Counsel for appellant earnestly urges that this portion of the instructions is to the effect that no matter how unlawful the arrest may have been, appellant was not thereafter at liberty to oppose force with force in order to prevent being detained in custody.

We cannot concur in this conclusion. As we view it this instruction, applied to the facts of this case, advised the jury that, even though the officer exceeded his authority in entering appellant’s house in the night-time and in arresting him *184without a warrant, after appellant had, without protest or objection, submitted to arrest, if he became the aggressor and committed an assault upon the officer, he was guilty of a crime. Viewed in this light the instruction is not open to objection.
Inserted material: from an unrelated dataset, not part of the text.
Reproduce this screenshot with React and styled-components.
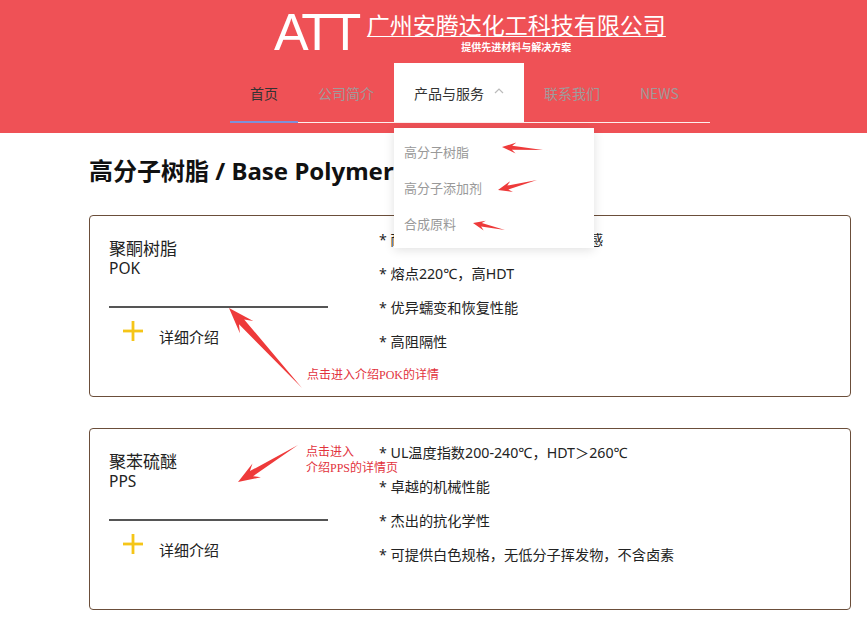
import React from "react";
import styled, { createGlobalStyle } from "styled-components";

const Global = createGlobalStyle`
  html, body { margin: 0; padding: 0; background: #fff; }
  body { font-family: "Noto Sans", "Noto Sans CJK SC", sans-serif; color: #333; }
  * { box-sizing: border-box; }
`;

const Page = styled.div`
  position: relative;
  width: 867px;
  min-height: 636px;
  overflow: hidden;
`;

const Header = styled.header`
  background: #ef5156;
  height: 133px;
  position: relative;
  z-index: 5;
`;

const HeaderInner = styled.div`
  margin-left: 230px;
  width: 480px;
`;

const Brand = styled.div`
  display: flex;
  align-items: flex-start;
  padding: 6px 0 0 44px;
`;

const Logo = styled.div`
  font-family: "Liberation Sans", Arial, sans-serif;
  font-size: 52px;
  line-height: 52px;
  letter-spacing: -3.5px;
  color: #fff;
  margin-right: 9px;
`;

const NameBlock = styled.div`
  margin-top: 5px;
  display: flex;
  flex-direction: column;
  align-items: center;
`;

const CompanyName = styled.a`
  font-family: "Noto Sans CJK SC", sans-serif;
  font-size: 23px;
  line-height: 27px;
  color: #fff;
  text-decoration: underline;
  text-decoration-thickness: 1px;
  text-underline-offset: 2px;
`;

const Slogan = styled.div`
  font-family: "Noto Sans CJK SC", sans-serif;
  font-size: 10px;
  line-height: 12px;
  font-weight: 700;
  color: #fff;
  margin-top: 3px;
`;

const Nav = styled.nav`
  margin-top: 5px;
  display: flex;
  border-bottom: 1px solid rgba(255, 255, 255, 0.9);
`;

const NavItem = styled.div`
  position: relative;
  height: 59px;
  padding: 0 20px;
  display: flex;
  align-items: center;
  font-family: "Noto Sans CJK SC", sans-serif;
  font-size: 14px;
  color: ${(p) => (p.$dim ? "#a09a9a" : "#333")};
  background: ${(p) => (p.$open ? "#fff" : "transparent")};
  &::after {
    content: "";
    display: ${(p) => (p.$active ? "block" : "none")};
    position: absolute;
    left: 0;
    right: 0;
    bottom: -1px;
    height: 2px;
    background: #7f90d8;
  }
`;

const Chevron = styled.svg`
  margin-left: 10px;
  width: 10px;
  height: 10px;
  margin-top: -4px;
`;

const Dropdown = styled.div`
  position: absolute;
  left: 0;
  top: 65px;
  width: 200px;
  height: 120px;
  background: #fff;
  box-shadow: 0 2px 10px rgba(0, 0, 0, 0.12);
  padding-top: 6px;
  z-index: 10;
`;

const DropItem = styled.div`
  height: 36px;
  line-height: 36px;
  padding-left: 10px;
  font-size: 13px;
  color: #999;
`;

const Main = styled.main`
  padding: 22px 16px 0 89px;
`;

const Title = styled.h2`
  margin: 0;
  font-family: "Noto Sans", "Noto Sans CJK SC", sans-serif;
  font-size: 24px;
  line-height: 32px;
  font-weight: 700;
  color: #111;
`;

const CardList = styled.div`
  margin-top: 28px;
  display: flex;
  flex-direction: column;
  gap: 31px;
`;

const Card = styled.section`
  height: 182px;
  border: 1px solid #6b4e3a;
  border-radius: 4px;
  display: flex;
`;

const Left = styled.div`
  width: 240px;
  padding: 21px 0 0 19px;
`;

const Name = styled.div`
  font-family: "Noto Sans CJK SC", sans-serif;
  font-size: 17px;
  line-height: 22px;
  color: #222;
`;

const Code = styled.div`
  font-size: 15.5px;
  line-height: 19px;
  color: #222;
`;

const Divider = styled.div`
  margin-top: 28px;
  width: 219px;
  height: 2px;
  background: #555;
`;

const More = styled.div`
  margin-top: 13px;
  display: flex;
  align-items: flex-start;
`;

const Plus = styled.svg`
  width: 20px;
  height: 20px;
  margin-left: 14px;
  margin-right: 16px;
`;

const MoreText = styled.span`
  margin-top: 5px;
  font-family: "Noto Sans CJK SC", sans-serif;
  font-size: 15px;
  line-height: 22px;
  color: #222;
`;

const Bullets = styled.ul`
  list-style: none;
  margin: 0;
  padding: 7px 0 0 49px;
`;

const Bullet = styled.li`
  height: 34px;
  line-height: 34px;
  font-family: "Noto Sans", "Noto Sans CJK SC", sans-serif;
  font-size: 14.2px;
  color: #222;
`;

const Overlay = styled.svg`
  position: absolute;
  left: 0;
  top: 0;
  width: 867px;
  height: 636px;
  pointer-events: none;
  z-index: 20;
`;

const Note = styled.div`
  position: absolute;
  left: ${(p) => p.$x}px;
  top: ${(p) => p.$y}px;
  font-family: "Liberation Serif", "Noto Sans CJK SC", serif;
  font-size: 12px;
  line-height: 16px;
  color: #e2333d;
  z-index: 20;
  white-space: nowrap;
`;

function arrow(tx, ty, hx, hy, head, wb, ws) {
  const dx = hx - tx;
  const dy = hy - ty;
  const L = Math.hypot(dx, dy);
  const ux = dx / L;
  const uy = dy / L;
  const nx = -uy;
  const ny = ux;
  const bx = hx - ux * head;
  const by = hy - uy * head;
  const sx = hx - ux * head * 0.72;
  const sy = hy - uy * head * 0.72;
  const pts = [
    [tx, ty],
    [sx + nx * ws, sy + ny * ws],
    [bx + nx * wb, by + ny * wb],
    [hx, hy],
    [bx - nx * wb, by - ny * wb],
    [sx - nx * ws, sy - ny * ws],
  ];
  return pts.map((p) => p[0].toFixed(1) + "," + p[1].toFixed(1)).join(" ");
}

const arrows = [
  [543, 150, 502, 147, 14, 5.5, 2],
  [537, 180, 498, 190, 14, 5.5, 2],
  [505, 230, 473, 223, 12, 5, 1.8],
  [302, 388, 229, 308, 26, 9, 3.5],
  [298, 445, 238, 482, 22, 8, 3],
];

const products = [
  {
    name: "聚酮树脂",
    code: "POK",
    bullets: [
      "* 耐化学，耐磨损，HDT高，低敏感",
      "* 熔点220℃，高HDT",
      "* 优异蠕变和恢复性能",
      "* 高阻隔性",
    ],
  },
  {
    name: "聚苯硫醚",
    code: "PPS",
    bullets: [
      "* UL温度指数200-240℃，HDT＞260℃",
      "* 卓越的机械性能",
      "* 杰出的抗化学性",
      "* 可提供白色规格，无低分子挥发物，不含卤素",
    ],
  },
];

export default function App() {
  return (
    <Page>
      <Global />
      <Header>
        <HeaderInner>
          <Brand>
            <Logo>ATT</Logo>
            <NameBlock>
              <CompanyName>广州安腾达化工科技有限公司</CompanyName>
              <Slogan>提供先进材料与解决方案</Slogan>
            </NameBlock>
          </Brand>
          <Nav>
            <NavItem $active>首页</NavItem>
            <NavItem $dim>公司简介</NavItem>
            <NavItem $open>
              产品与服务
              <Chevron viewBox="0 0 10 10">
                <polyline points="1,7 5,3 9,7" fill="none" stroke="#bbb" strokeWidth="1.2" />
              </Chevron>
              <Dropdown>
                <DropItem>高分子树脂</DropItem>
                <DropItem>高分子添加剂</DropItem>
                <DropItem>合成原料</DropItem>
              </Dropdown>
            </NavItem>
            <NavItem $dim>联系我们</NavItem>
            <NavItem $dim>NEWS</NavItem>
          </Nav>
        </HeaderInner>
      </Header>
      <Main>
        <Title>高分子树脂 / Base Polymers</Title>
        <CardList>
          {products.map((p) => (
            <Card key={p.code}>
              <Left>
                <Name>{p.name}</Name>
                <Code>{p.code}</Code>
                <Divider />
                <More>
                  <Plus viewBox="0 0 20 20">
                    <rect x="8.6" y="0" width="2.8" height="20" fill="#f5c518" />
                    <rect x="0" y="8.6" width="20" height="2.8" fill="#f5c518" />
                  </Plus>
                  <MoreText>详细介绍</MoreText>
                </More>
              </Left>
              <Bullets>
                {p.bullets.map((b) => (
                  <Bullet key={b}>{b}</Bullet>
                ))}
              </Bullets>
            </Card>
          ))}
        </CardList>
      </Main>
      <Overlay viewBox="0 0 867 636">
        {arrows.map((a, i) => (
          <polygon key={i} points={arrow(...a)} fill="#ee3a3a" />
        ))}
      </Overlay>
      <Note $x={307} $y={367}>点击进入介绍POK的详情</Note>
      <Note $x={306} $y={444}>
        点击进入
        <br />
        介绍PPS的详情页
      </Note>
    </Page>
  );
}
It must be borne in mind that in order to justify the use of force by one seeking to avoid an illegal arrest, or in seeking to free himself from it, force must be necessary, and that the person arrested, or sought to be arrested, is not justified in using more force than enough to protect himself and to prevent the infliction upon him of bodily injury. Assuming that the officer committed a trespass and an assault upon appellant when the arrest was made, his right did not then nor thereafter extend beyond the well-known rule of self-defense.

It is said in case of State v. Gum, 68 W. Va. 105, 69 S. E. 463, 33 L. R. A., N. S., 150 (quoting the syllabus):

“If an attempted arrest be unlawful;- the party sought to be arrested may use such reasonable force, proportioned to the injury attempted upon him, as is necessary to effect his escape, but no more; and he cannot do this by using or offering to use a deadly weapon, if he has no reason to apprehend a greater injury than a mere unlawful arrest. Instructions to the jury, not so limited, were properly refused. ’ ’

The instructions given to the jury correctly stated the law applicable to the case. Finding no error in the record, the judgment of the trial court is affirmed.

Sullivan, C. J., and Budge, J., concur.